### [Exercise objective]
Repeat every line below exactly, word for word.

---+---

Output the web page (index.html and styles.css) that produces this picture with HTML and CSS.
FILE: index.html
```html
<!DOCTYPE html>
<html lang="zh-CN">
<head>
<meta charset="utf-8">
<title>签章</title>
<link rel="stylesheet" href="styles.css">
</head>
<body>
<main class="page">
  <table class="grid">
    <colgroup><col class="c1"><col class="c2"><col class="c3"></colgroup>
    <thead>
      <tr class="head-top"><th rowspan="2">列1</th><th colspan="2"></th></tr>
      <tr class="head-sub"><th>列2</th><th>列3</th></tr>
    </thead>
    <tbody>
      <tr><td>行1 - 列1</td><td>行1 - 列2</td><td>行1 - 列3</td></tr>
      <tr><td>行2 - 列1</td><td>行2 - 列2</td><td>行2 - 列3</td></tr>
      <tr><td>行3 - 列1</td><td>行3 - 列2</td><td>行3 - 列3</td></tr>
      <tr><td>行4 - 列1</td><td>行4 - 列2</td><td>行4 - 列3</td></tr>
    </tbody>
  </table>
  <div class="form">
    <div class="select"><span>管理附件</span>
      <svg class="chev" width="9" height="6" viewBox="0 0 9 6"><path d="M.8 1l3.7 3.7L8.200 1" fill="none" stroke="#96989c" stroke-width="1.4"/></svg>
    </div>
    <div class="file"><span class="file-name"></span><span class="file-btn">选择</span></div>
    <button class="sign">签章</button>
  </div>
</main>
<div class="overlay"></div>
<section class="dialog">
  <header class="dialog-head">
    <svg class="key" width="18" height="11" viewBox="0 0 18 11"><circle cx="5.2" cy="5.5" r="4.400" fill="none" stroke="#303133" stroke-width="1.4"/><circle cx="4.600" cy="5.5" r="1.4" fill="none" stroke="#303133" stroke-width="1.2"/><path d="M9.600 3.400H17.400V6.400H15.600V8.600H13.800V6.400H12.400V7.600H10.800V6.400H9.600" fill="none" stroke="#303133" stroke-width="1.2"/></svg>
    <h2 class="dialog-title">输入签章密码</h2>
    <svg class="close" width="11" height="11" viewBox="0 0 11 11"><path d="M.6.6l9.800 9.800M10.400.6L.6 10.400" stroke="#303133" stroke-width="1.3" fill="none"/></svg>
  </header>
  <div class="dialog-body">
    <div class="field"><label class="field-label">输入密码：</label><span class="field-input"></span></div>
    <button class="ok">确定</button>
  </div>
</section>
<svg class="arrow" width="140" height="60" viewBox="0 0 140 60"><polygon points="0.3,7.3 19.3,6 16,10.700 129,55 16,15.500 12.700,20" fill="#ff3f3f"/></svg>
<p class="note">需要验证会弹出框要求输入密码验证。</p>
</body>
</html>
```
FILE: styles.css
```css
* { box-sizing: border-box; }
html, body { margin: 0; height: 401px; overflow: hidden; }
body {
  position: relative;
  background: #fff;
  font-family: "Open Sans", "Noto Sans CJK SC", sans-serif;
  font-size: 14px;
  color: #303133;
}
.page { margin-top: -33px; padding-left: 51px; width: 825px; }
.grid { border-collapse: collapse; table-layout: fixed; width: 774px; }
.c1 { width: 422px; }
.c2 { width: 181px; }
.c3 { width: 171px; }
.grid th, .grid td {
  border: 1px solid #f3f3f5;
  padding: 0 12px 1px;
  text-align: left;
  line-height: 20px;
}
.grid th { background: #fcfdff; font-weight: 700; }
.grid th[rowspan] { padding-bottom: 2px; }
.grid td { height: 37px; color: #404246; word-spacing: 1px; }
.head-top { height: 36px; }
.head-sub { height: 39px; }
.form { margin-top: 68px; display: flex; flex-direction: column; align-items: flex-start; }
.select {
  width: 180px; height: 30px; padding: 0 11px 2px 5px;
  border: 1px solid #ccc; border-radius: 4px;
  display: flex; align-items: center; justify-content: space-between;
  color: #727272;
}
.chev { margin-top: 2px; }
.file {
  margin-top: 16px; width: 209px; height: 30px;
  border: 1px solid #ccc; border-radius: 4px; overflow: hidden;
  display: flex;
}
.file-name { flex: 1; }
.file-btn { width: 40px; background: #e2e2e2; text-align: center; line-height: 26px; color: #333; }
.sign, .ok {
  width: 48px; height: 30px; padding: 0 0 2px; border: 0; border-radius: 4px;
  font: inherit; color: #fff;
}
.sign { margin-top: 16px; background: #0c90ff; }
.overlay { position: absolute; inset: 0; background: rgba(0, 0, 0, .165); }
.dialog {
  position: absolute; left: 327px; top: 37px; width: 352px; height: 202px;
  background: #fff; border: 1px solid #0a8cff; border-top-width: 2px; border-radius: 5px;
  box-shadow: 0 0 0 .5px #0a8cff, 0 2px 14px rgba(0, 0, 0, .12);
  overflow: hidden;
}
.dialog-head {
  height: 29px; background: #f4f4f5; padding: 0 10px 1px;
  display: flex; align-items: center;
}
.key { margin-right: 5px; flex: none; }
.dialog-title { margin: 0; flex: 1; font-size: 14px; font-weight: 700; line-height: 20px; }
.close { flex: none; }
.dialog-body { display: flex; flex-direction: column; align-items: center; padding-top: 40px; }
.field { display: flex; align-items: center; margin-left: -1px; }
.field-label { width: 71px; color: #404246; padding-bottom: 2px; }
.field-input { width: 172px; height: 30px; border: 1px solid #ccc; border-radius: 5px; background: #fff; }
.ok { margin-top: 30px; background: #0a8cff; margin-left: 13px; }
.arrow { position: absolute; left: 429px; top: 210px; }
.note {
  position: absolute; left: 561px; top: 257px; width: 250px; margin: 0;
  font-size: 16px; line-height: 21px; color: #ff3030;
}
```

---+---

### [Full solution]
Output the web page (index.html and styles.css) that produces this picture with HTML and CSS.
FILE: index.html
```html
<!DOCTYPE html>
<html lang="zh-CN">
<head>
<meta charset="utf-8">
<title>签章</title>
<link rel="stylesheet" href="styles.css">
</head>
<body>
<main class="page">
  <table class="grid">
    <colgroup><col class="c1"><col class="c2"><col class="c3"></colgroup>
    <thead>
      <tr class="head-top"><th rowspan="2">列1</th><th colspan="2"></th></tr>
      <tr class="head-sub"><th>列2</th><th>列3</th></tr>
    </thead>
    <tbody>
      <tr><td>行1 - 列1</td><td>行1 - 列2</td><td>行1 - 列3</td></tr>
      <tr><td>行2 - 列1</td><td>行2 - 列2</td><td>行2 - 列3</td></tr>
      <tr><td>行3 - 列1</td><td>行3 - 列2</td><td>行3 - 列3</td></tr>
      <tr><td>行4 - 列1</td><td>行4 - 列2</td><td>行4 - 列3</td></tr>
    </tbody>
  </table>
  <div class="form">
    <div class="select"><span>管理附件</span>
      <svg class="chev" width="9" height="6" viewBox="0 0 9 6"><path d="M.8 1l3.7 3.7L8.200 1" fill="none" stroke="#96989c" stroke-width="1.4"/></svg>
    </div>
    <div class="file"><span class="file-name"></span><span class="file-btn">选择</span></div>
    <button class="sign">签章</button>
  </div>
</main>
<div class="overlay"></div>
<section class="dialog">
  <header class="dialog-head">
    <svg class="key" width="18" height="11" viewBox="0 0 18 11"><circle cx="5.2" cy="5.5" r="4.400" fill="none" stroke="#303133" stroke-width="1.4"/><circle cx="4.600" cy="5.5" r="1.4" fill="none" stroke="#303133" stroke-width="1.2"/><path d="M9.600 3.400H17.400V6.400H15.600V8.600H13.800V6.400H12.400V7.600H10.800V6.400H9.600" fill="none" stroke="#303133" stroke-width="1.2"/></svg>
    <h2 class="dialog-title">输入签章密码</h2>
    <svg class="close" width="11" height="11" viewBox="0 0 11 11"><path d="M.6.6l9.800 9.800M10.400.6L.6 10.400" stroke="#303133" stroke-width="1.3" fill="none"/></svg>
  </header>
  <div class="dialog-body">
    <div class="field"><label class="field-label">输入密码：</label><span class="field-input"></span></div>
    <button class="ok">确定</button>
  </div>
</section>
<svg class="arrow" width="140" height="60" viewBox="0 0 140 60"><polygon points="0.3,7.3 19.3,6 16,10.700 129,55 16,15.500 12.700,20" fill="#ff3f3f"/></svg>
<p class="note">需要验证会弹出框要求输入密码验证。</p>
</body>
</html>
```
FILE: styles.css
```css
* { box-sizing: border-box; }
html, body { margin: 0; height: 401px; overflow: hidden; }
body {
  position: relative;
  background: #fff;
  font-family: "Open Sans", "Noto Sans CJK SC", sans-serif;
  font-size: 14px;
  color: #303133;
}
.page { margin-top: -33px; padding-left: 51px; width: 825px; }
.grid { border-collapse: collapse; table-layout: fixed; width: 774px; }
.c1 { width: 422px; }
.c2 { width: 181px; }
.c3 { width: 171px; }
.grid th, .grid td {
  border: 1px solid #f3f3f5;
  padding: 0 12px 1px;
  text-align: left;
  line-height: 20px;
}
.grid th { background: #fcfdff; font-weight: 700; }
.grid th[rowspan] { padding-bottom: 2px; }
.grid td { height: 37px; color: #404246; word-spacing: 1px; }
.head-top { height: 36px; }
.head-sub { height: 39px; }
.form { margin-top: 68px; display: flex; flex-direction: column; align-items: flex-start; }
.select {
  width: 180px; height: 30px; padding: 0 11px 2px 5px;
  border: 1px solid #ccc; border-radius: 4px;
  display: flex; align-items: center; justify-content: space-between;
  color: #727272;
}
.chev { margin-top: 2px; }
.file {
  margin-top: 16px; width: 209px; height: 30px;
  border: 1px solid #ccc; border-radius: 4px; overflow: hidden;
  display: flex;
}
.file-name { flex: 1; }
.file-btn { width: 40px; background: #e2e2e2; text-align: center; line-height: 26px; color: #333; }
.sign, .ok {
  width: 48px; height: 30px; padding: 0 0 2px; border: 0; border-radius: 4px;
  font: inherit; color: #fff;
}
.sign { margin-top: 16px; background: #0c90ff; }
.overlay { position: absolute; inset: 0; background: rgba(0, 0, 0, .165); }
.dialog {
  position: absolute; left: 327px; top: 37px; width: 352px; height: 202px;
  background: #fff; border: 1px solid #0a8cff; border-top-width: 2px; border-radius: 5px;
  box-shadow: 0 0 0 .5px #0a8cff, 0 2px 14px rgba(0, 0, 0, .12);
  overflow: hidden;
}
.dialog-head {
  height: 29px; background: #f4f4f5; padding: 0 10px 1px;
  display: flex; align-items: center;
}
.key { margin-right: 5px; flex: none; }
.dialog-title { margin: 0; flex: 1; font-size: 14px; font-weight: 700; line-height: 20px; }
.close { flex: none; }
.dialog-body { display: flex; flex-direction: column; align-items: center; padding-top: 40px; }
.field { display: flex; align-items: center; margin-left: -1px; }
.field-label { width: 71px; color: #404246; padding-bottom: 2px; }
.field-input { width: 172px; height: 30px; border: 1px solid #ccc; border-radius: 5px; background: #fff; }
.ok { margin-top: 30px; background: #0a8cff; margin-left: 13px; }
.arrow { position: absolute; left: 429px; top: 210px; }
.note {
  position: absolute; left: 561px; top: 257px; width: 250px; margin: 0;
  font-size: 16px; line-height: 21px; color: #ff3030;
}
```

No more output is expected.